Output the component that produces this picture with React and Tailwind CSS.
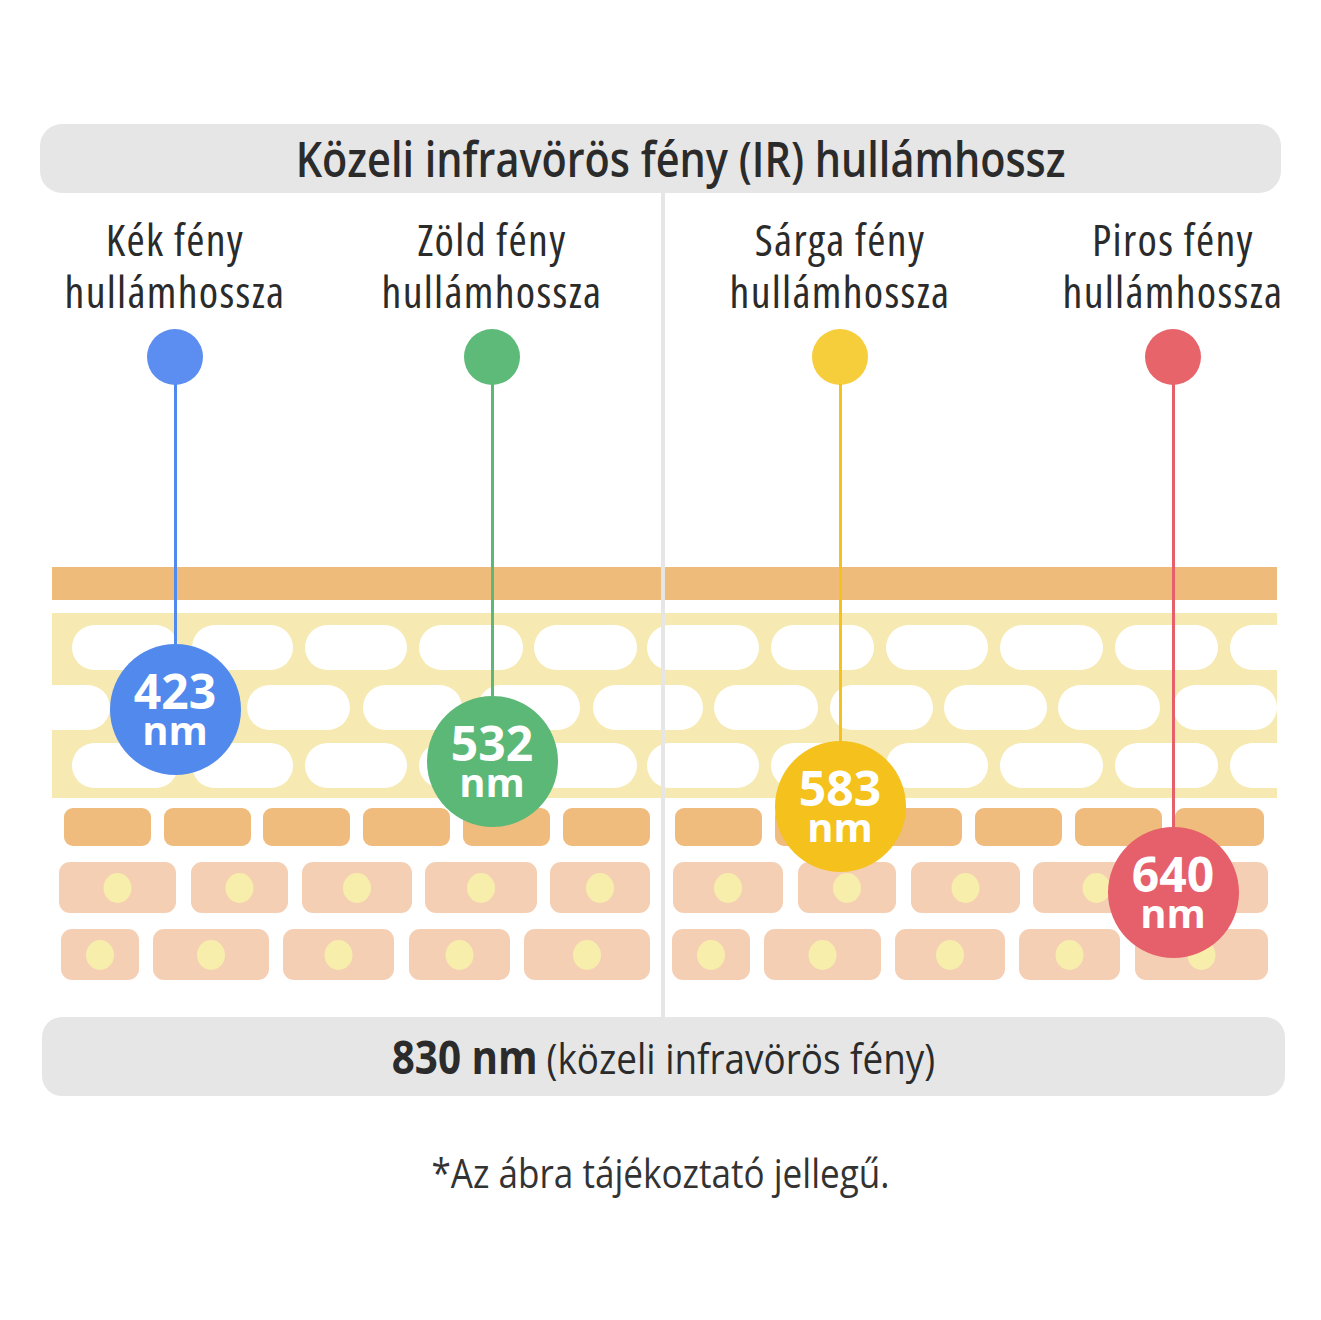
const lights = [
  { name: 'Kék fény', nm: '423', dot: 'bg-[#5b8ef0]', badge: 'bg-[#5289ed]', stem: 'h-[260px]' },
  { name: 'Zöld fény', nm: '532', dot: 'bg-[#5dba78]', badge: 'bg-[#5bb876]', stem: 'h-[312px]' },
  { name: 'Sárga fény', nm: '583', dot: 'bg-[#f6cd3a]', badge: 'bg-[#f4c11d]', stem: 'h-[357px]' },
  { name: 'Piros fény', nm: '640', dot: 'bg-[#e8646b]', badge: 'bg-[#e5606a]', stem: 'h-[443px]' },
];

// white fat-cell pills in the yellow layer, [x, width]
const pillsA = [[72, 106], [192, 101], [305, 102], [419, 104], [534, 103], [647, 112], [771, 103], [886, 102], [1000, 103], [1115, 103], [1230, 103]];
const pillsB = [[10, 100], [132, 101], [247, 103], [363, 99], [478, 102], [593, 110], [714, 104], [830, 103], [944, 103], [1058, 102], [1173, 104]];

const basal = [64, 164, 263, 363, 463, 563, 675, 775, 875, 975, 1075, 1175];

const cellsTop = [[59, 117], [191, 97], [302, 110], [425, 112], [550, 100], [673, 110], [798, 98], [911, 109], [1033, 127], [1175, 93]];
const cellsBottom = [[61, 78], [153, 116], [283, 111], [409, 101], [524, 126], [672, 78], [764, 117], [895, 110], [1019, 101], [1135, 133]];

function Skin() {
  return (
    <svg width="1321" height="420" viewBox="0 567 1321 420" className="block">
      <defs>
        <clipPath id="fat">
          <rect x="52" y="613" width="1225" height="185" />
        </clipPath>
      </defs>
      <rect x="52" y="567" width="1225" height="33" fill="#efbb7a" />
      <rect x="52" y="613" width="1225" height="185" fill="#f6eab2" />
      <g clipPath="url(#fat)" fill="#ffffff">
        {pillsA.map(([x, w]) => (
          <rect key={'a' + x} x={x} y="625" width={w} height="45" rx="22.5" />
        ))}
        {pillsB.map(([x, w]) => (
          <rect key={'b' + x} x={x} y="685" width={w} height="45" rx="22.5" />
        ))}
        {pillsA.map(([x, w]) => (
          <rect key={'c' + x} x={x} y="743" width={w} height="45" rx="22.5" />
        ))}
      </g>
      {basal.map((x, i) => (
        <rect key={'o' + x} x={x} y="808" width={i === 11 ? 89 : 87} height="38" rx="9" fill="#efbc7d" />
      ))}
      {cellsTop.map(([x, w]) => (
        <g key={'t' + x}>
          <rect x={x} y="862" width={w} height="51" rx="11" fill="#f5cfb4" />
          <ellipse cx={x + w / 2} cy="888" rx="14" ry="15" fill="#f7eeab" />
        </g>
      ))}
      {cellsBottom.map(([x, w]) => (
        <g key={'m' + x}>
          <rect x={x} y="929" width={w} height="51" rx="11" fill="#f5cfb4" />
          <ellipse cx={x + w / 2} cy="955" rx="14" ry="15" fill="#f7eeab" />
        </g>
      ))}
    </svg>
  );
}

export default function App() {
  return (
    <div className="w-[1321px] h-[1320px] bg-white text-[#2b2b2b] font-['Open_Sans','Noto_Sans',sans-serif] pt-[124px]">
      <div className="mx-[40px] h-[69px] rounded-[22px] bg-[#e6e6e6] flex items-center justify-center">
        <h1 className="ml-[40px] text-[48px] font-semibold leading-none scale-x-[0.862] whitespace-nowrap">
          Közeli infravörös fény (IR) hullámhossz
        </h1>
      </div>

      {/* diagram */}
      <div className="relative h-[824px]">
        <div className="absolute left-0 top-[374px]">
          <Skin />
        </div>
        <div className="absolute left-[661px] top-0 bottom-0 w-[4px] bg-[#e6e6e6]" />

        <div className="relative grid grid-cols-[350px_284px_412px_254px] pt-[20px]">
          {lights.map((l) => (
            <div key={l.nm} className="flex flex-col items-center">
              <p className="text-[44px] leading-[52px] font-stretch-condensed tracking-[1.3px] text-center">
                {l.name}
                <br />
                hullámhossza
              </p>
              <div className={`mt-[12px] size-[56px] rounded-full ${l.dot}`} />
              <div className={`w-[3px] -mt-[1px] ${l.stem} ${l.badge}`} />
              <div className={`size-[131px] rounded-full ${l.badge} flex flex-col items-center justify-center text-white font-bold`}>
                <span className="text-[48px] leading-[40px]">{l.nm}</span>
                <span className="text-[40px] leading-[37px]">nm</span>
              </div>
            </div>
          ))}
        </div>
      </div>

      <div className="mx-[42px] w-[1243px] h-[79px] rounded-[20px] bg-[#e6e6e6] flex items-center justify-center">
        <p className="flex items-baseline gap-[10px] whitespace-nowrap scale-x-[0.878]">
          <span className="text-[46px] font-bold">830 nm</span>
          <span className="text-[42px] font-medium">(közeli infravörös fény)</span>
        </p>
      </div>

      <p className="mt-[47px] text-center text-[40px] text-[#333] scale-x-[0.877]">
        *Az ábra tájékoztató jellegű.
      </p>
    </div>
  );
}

• [Given request]: Pictures stay out. Repeat only the lines from the beginning of the data through the line that has "101], [1135, 133]];".

• [Reply to the exercise]:
Output the component that produces this picture with React and Tailwind CSS.
const lights = [
  { name: 'Kék fény', nm: '423', dot: 'bg-[#5b8ef0]', badge: 'bg-[#5289ed]', stem: 'h-[260px]' },
  { name: 'Zöld fény', nm: '532', dot: 'bg-[#5dba78]', badge: 'bg-[#5bb876]', stem: 'h-[312px]' },
  { name: 'Sárga fény', nm: '583', dot: 'bg-[#f6cd3a]', badge: 'bg-[#f4c11d]', stem: 'h-[357px]' },
  { name: 'Piros fény', nm: '640', dot: 'bg-[#e8646b]', badge: 'bg-[#e5606a]', stem: 'h-[443px]' },
];

// white fat-cell pills in the yellow layer, [x, width]
const pillsA = [[72, 106], [192, 101], [305, 102], [419, 104], [534, 103], [647, 112], [771, 103], [886, 102], [1000, 103], [1115, 103], [1230, 103]];
const pillsB = [[10, 100], [132, 101], [247, 103], [363, 99], [478, 102], [593, 110], [714, 104], [830, 103], [944, 103], [1058, 102], [1173, 104]];

const basal = [64, 164, 263, 363, 463, 563, 675, 775, 875, 975, 1075, 1175];

const cellsTop = [[59, 117], [191, 97], [302, 110], [425, 112], [550, 100], [673, 110], [798, 98], [911, 109], [1033, 127], [1175, 93]];
const cellsBottom = [[61, 78], [153, 116], [283, 111], [409, 101], [524, 126], [672, 78], [764, 117], [895, 110], [1019, 101], [1135, 133]];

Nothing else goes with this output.